Conceptual foundations for selecting optimal subgroups for treatment
Tyler VanderWeele, Ph.D.
What data are relevant when making a treatment decision for me? What replications are relevant for quantifying the uncertainty of this personalized decision? What does “relevant” even mean here? The multi-resolution (MR) perspective from the wavelets literature provides a convenient theoretical framework for contemplating such questions. Within the MR framework, signal and noise are two sides of the same coin: variation. They differ only in the resolution of that variation—a threshold, the primary resolution, divides them. We use observed variations at or below the primary resolution (signal) to estimate a model and those above the primary resolution (noise) to estimate our uncertainty. The higher the primary resolution, the more relevant our model is for predicting a personalized response.

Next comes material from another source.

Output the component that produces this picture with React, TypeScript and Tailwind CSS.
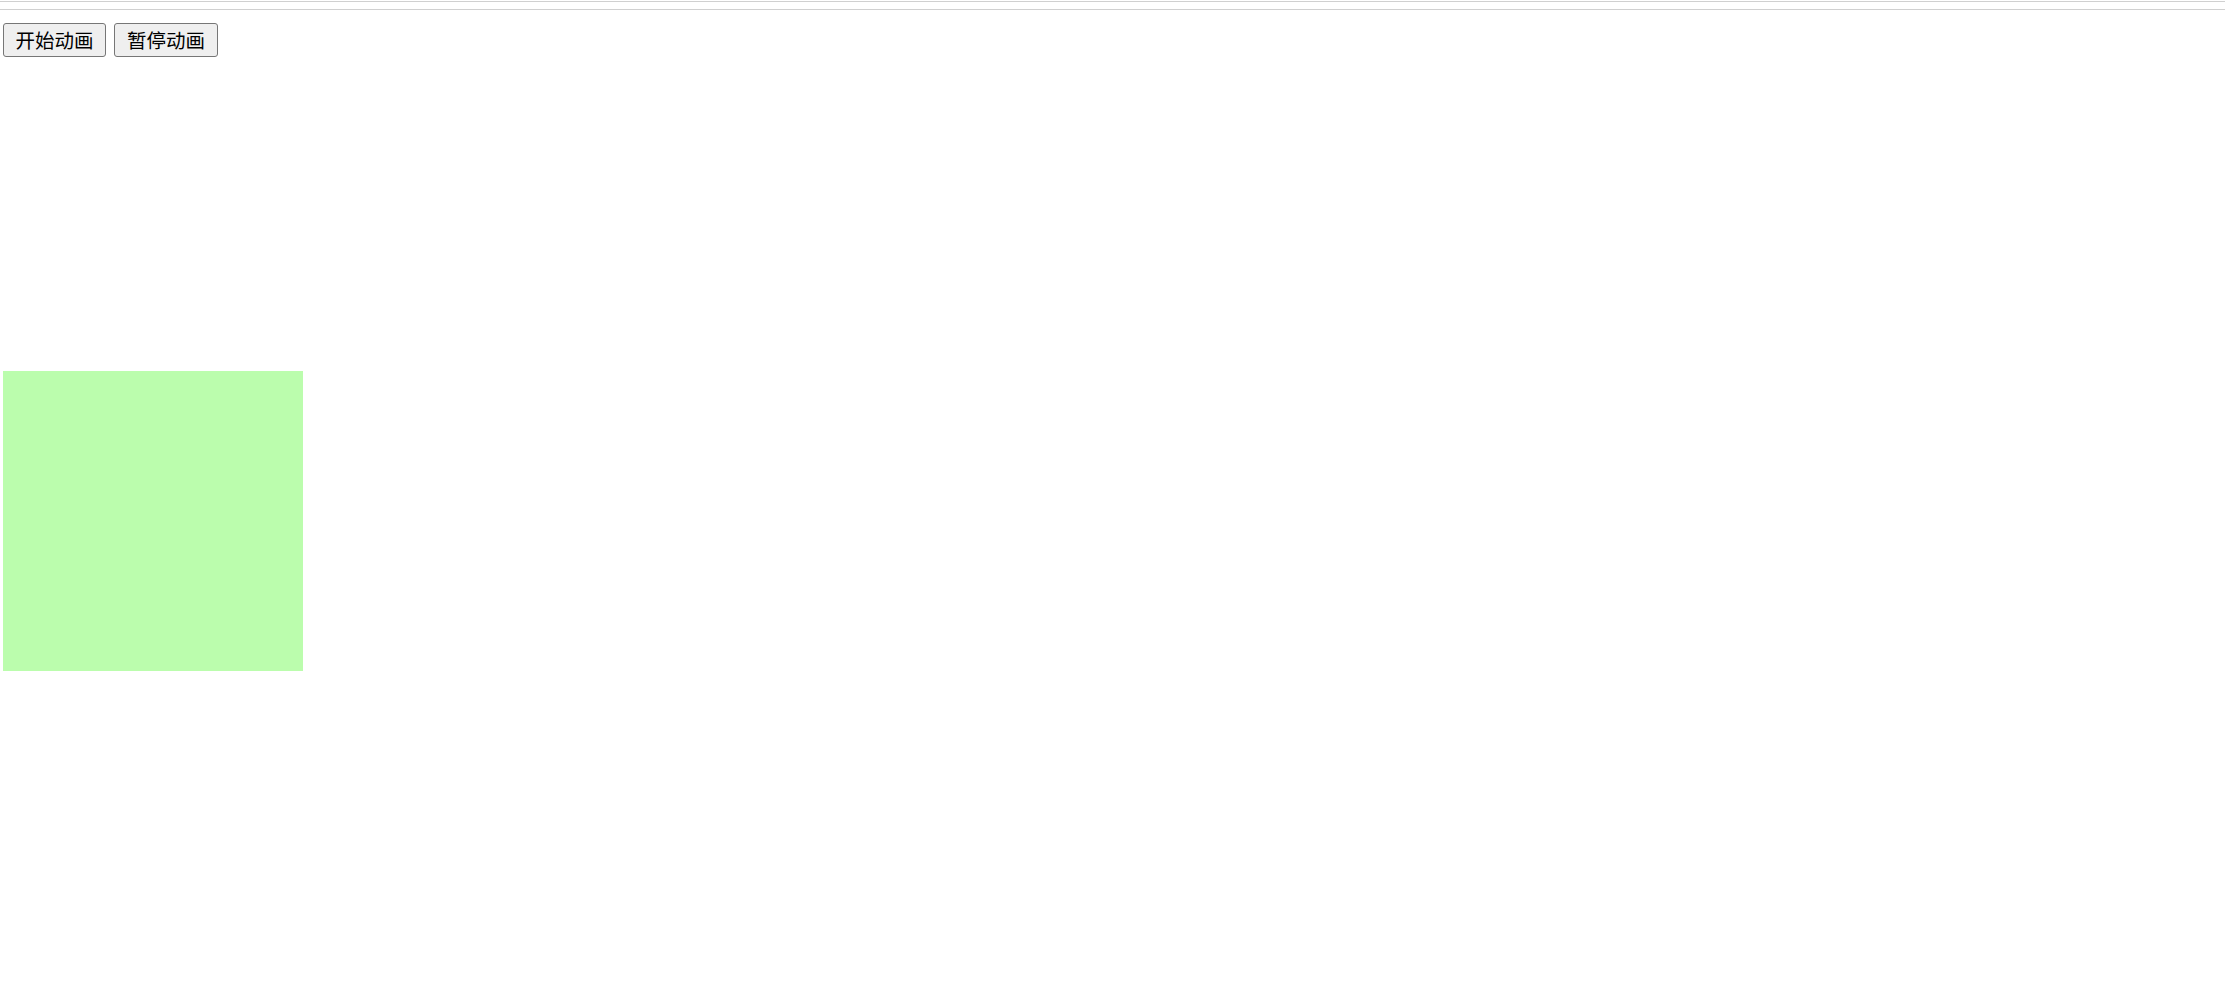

The search for the appropriate primary resolution is a quest for an age old bias-variance trade-off: estimating more precisely a less relevant treatment decision versus estimating less precisely a more relevant one. However, the MR setup crystallizes how the tradeoff depends on three objects: (i) the estimand which is independent of any statistical model, (ii) a model which links the estimand to the data, and (iii) the estimator of the model. This trivial, yet often overlooked distinction, between estimand, model, and estimator, supplies surprising new ways to improve mean squared error. The MR framework also permits a conceptual journey into the counterfactual world as the resolution level approaches infinite, where “me” becomes unique and hence can only be given a single treatment, necessitating the potential outcome setup. A real-life Simpson’s paradox involving two kidney stone treatments will be used to illustrate these points and engage the audience.